I love my boys. Honestly, I don't want it any other way. I just wish that this work that I am doing didn't feel so damn invisible and unrecognized. It seems the greatest irony to me that I am working the hardest I have ever worked in my life on the most intense and relentless job and to those without children I am still viewed as "no working" or unemployed". So what do we do to change this? Nobody would deny, logically, that raising children is incredibly important work...yet it still feels so invisible.....why?

Friday, February 17, 2012

Thin Blue Line

Julien is exploding with words. Up, down, house, fish, apple....new words all day long.
He is also exploding all our drawers and cupboards.
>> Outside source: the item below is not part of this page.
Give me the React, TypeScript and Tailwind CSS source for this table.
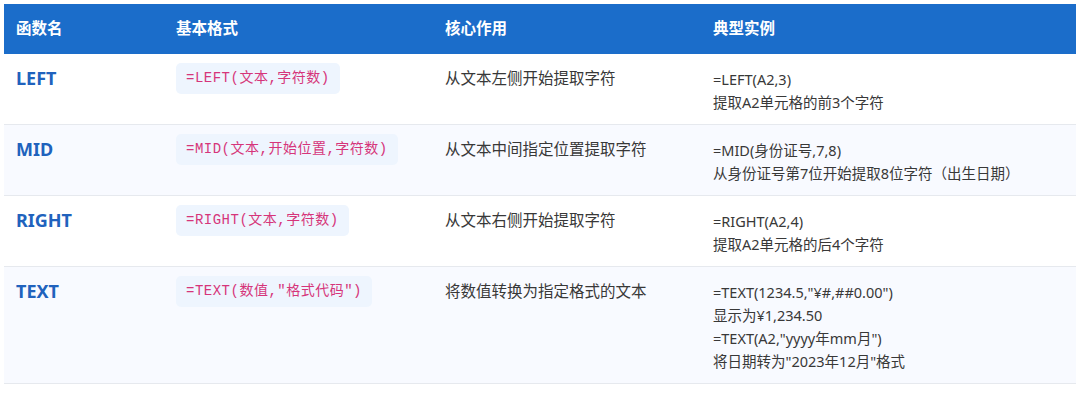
import React from "react";

type Row = {
  name: string;
  syntax: string;
  purpose: string;
  examples: string[];
  shaded: boolean;
};

const rows: Row[] = [
  {
    name: "LEFT",
    syntax: "=LEFT(文本,字符数)",
    purpose: "从文本左侧开始提取字符",
    examples: ["=LEFT(A2,3)", "提取A2单元格的前3个字符"],
    shaded: false,
  },
  {
    name: "MID",
    syntax: "=MID(文本,开始位置,字符数)",
    purpose: "从文本中间指定位置提取字符",
    examples: ["=MID(身份证号,7,8)", "从身份证号第7位开始提取8位字符（出生日期）"],
    shaded: true,
  },
  {
    name: "RIGHT",
    syntax: "=RIGHT(文本,字符数)",
    purpose: "从文本右侧开始提取字符",
    examples: ["=RIGHT(A2,4)", "提取A2单元格的后4个字符"],
    shaded: false,
  },
  {
    name: "TEXT",
    syntax: '=TEXT(数值,"格式代码")',
    purpose: "将数值转换为指定格式的文本",
    examples: [
      '=TEXT(1234.5,"¥#,##0.00")',
      "显示为¥1,234.50",
      '=TEXT(A2,"yyyy年mm月")',
      '将日期转为"2023年12月"格式',
    ],
    shaded: true,
  },
];

const sans = "font-['Noto_Sans','Noto_Sans_CJK_SC',sans-serif]";

export default function App() {
  return (
    <div className={`w-[1080px] h-[412px] bg-white pt-1 px-1 ${sans}`}>
      {/* Header */}
      <div className="grid grid-cols-[160px_269px_268px_375px] h-[50px] bg-[#1b6dca] text-white text-[15.5px] font-bold">
        <div className="pl-3 flex items-center">函数名</div>
        <div className="pl-3 flex items-center">基本格式</div>
        <div className="pl-3 flex items-center">核心作用</div>
        <div className="pl-3 flex items-center">典型实例</div>
      </div>

      {/* Rows */}
      {rows.map((row) => (
        <div
          key={row.name}
          className={`grid grid-cols-[160px_269px_268px_375px] border-b border-[#e6e9ee] ${
            row.shaded ? "bg-[#f8faff]" : "bg-white"
          }`}
        >
          <div className="pl-3 pt-[13px] pb-[11px] text-[18px] leading-[23px] font-bold text-[#2062bd]">
            {row.name}
          </div>
          <div className="pl-3 pt-[9px]">
            <span className="inline-block rounded-[5px] bg-[#eef5fe] px-[10px] py-[6px] text-[14px] leading-[19px] tracking-[0.5px] text-[#d6357a] font-['Liberation_Mono','Noto_Sans_CJK_SC',monospace]">
              {row.syntax}
            </span>
          </div>
          <div className="pl-3 pt-[13px] text-[15.5px] leading-[23px] text-[#383838]">{row.purpose}</div>
          <div className="pl-3 pt-[14px] pb-[10px] text-[14.5px] leading-[23px] text-[#383838]">
            {row.examples.map((line) => (
              <div key={line}>{line}</div>
            ))}
          </div>
        </div>
      ))}
    </div>
  );
}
He endlessly pulls out measuring cups, tupperware, paper and pens. Bags left by the door are not safe from his curious and fast fingers. He follows Lukas around wanting to do and say and be everything that Lukas is. "And Me" He says, over and over again all day long.
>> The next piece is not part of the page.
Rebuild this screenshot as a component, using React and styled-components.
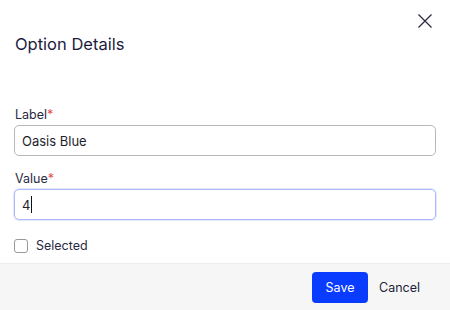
import styled, { createGlobalStyle } from 'styled-components';

const Global = createGlobalStyle`
  * { box-sizing: border-box; }
  body {
    margin: 0;
    background: #fff;
    font-family: Inter, "Noto Sans", sans-serif;
  }
`;

export default function App() {
  return (
    <>
      <Global />
      <Dialog>
        <Header>
          <Title>Option Details</Title>
          <CloseButton aria-label="Close">
            <svg width="14" height="14" viewBox="0 0 14 14">
              <path d="M0.5 0.5 L13.5 13.5 M13.5 0.5 L0.5 13.5" stroke="#2b2a42" strokeWidth="1.25" fill="none" />
            </svg>
          </CloseButton>
        </Header>

        <Body>
          <Field>
            <Label>Label<Req>*</Req></Label>
            <TextBox>Oasis Blue</TextBox>
          </Field>
          <Field>
            <Label>Value<Req>*</Req></Label>
            <TextBox focused>4<Caret /></TextBox>
          </Field>
          <CheckRow>
            <Box />
            <span>Selected</span>
          </CheckRow>
        </Body>

        <Footer>
          <SaveButton>Save</SaveButton>
          <CancelButton>Cancel</CancelButton>
        </Footer>
      </Dialog>
    </>
  );
}

const Dialog = styled.div`
  width: 450px;
  height: 310px;
  display: flex;
  flex-direction: column;
  background: #fff;
`;

const Header = styled.div`
  display: flex;
  justify-content: space-between;
  align-items: flex-start;
  padding: 14px 18px 0 15px;
  height: 106px;
`;

const Title = styled.h2`
  margin: 18px 0 0;
  font-size: 16.5px;
  line-height: 24px;
  font-weight: 400;
  color: #1d1b3d;
`;

const CloseButton = styled.button`
  border: 0;
  background: none;
  padding: 0;
  width: 14px;
  height: 14px;
  display: flex;
  cursor: pointer;
`;

const Body = styled.div`
  flex: 1;
  display: flex;
  flex-direction: column;
  padding: 0 14px 0 14px;
`;

const Field = styled.div`
  display: flex;
  flex-direction: column;
  gap: 1px;
  margin-bottom: 14px;
`;

const Label = styled.label`
  font-size: 12.5px;
  line-height: 18px;
  color: #2a2942;
  padding-left: 1px;
`;

const Req = styled.span`
  color: #e5484d;
`;

const TextBox = styled.div`
  height: 31px;
  display: flex;
  align-items: center;
  padding: 0 7px;
  font-size: 13px;
  color: #1f1e2e;
  border: 1px solid ${p => (p.focused ? '#a9b9fb' : '#b8b8b8')};
  border-radius: 5px;
  box-shadow: ${p => (p.focused ? '0 0 0 1px rgba(140, 165, 255, 0.25)' : 'none')};
`;

const Caret = styled.span`
  display: inline-block;
  width: 1px;
  height: 17px;
  background: #111;
  margin-left: 1px;
`;

const CheckRow = styled.label`
  display: flex;
  align-items: center;
  gap: 8px;
  margin-top: 4px;
  font-size: 12.5px;
  color: #2a2942;
`;

const Box = styled.span`
  width: 14px;
  height: 14px;
  border: 1px solid #999;
  border-radius: 3px;
  background: #fff;
`;

const Footer = styled.div`
  height: 47px;
  display: flex;
  justify-content: flex-end;
  align-items: center;
  padding: 1px 16px 0 0;
  background: #f6f6f6;
  border-top: 1px solid #ececec;
`;

const SaveButton = styled.button`
  height: 31px;
  width: 56px;
  padding: 0;
  border: 0;
  border-radius: 4px;
  background: #0a3cff;
  color: #fff;
  font-family: Inter, sans-serif;
  font-size: 12.5px;
`;

const CancelButton = styled.button`
  height: 31px;
  padding: 0 14px 0 11px;
  border: 0;
  background: none;
  color: #1f1d3a;
  font-family: Inter, sans-serif;
  font-size: 12.5px;
`;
Last night Jorg and I had a date. It was really simple and sweet. We went to dinner at Leunigs and then wandered up the street to browse peacefully and nostolgically at Crow Bookstore (where Jorg immediatly went to the children's books and I ended up in the parenting section! Ah, a night away from the kids...) I waited tables at Leunigs for over 6 years in my 20's. That place in many ways kept my relationship with Jorg alive, as it funded all my travels to and from Europe. It was so odd to be the couple out on a date night in a place where I was once a free flying 20 year old. It also felt nice. This is where I imagined I would be at 36. No matter how challenging things get or cranky I feel sometimes, I know that I don't want it any other way. This is what life is about. This is what I wanted. However, I have become clear that THIS is how I want it. Baby number three, though once an idea that we toyed with, is no longer a vision that I care to entertain. Throughout most of my post puberty existance I have had a strange facination with pregnancy tests. Even a few days late and I would buy one...maybe two even. Who knows, I might need one again next month. The drama around a late period fueled me with hours of high intensity possible situations to envision. "What would we do?" "How would I tell Jorg or my parents?" "What would I do about my work?" So much change rocking my world. Suddenly I would not be in contol of my destiny but instead uprooted and thrust into new circumstances....so exciting....sort of like a backwards lottery ticket....one you don't really want to win...."Just imagine the feeling. Just imagine the moment...." But now I really really don't want to win that ticket. I like our lives. I like our little family. I like my slowly returning freedoms. Julien is almost two. It kind of takes that long to get a sense of my own life again...have evenings...be able to go out. I don't want to add another member to this family...but I also don't want to make big changes to our bodies....take pills.....have operations....meddle. So what do I do now? How many more tests will I have to buy? How do I make sure that when I look in that little window we are still walking on that thin blue line?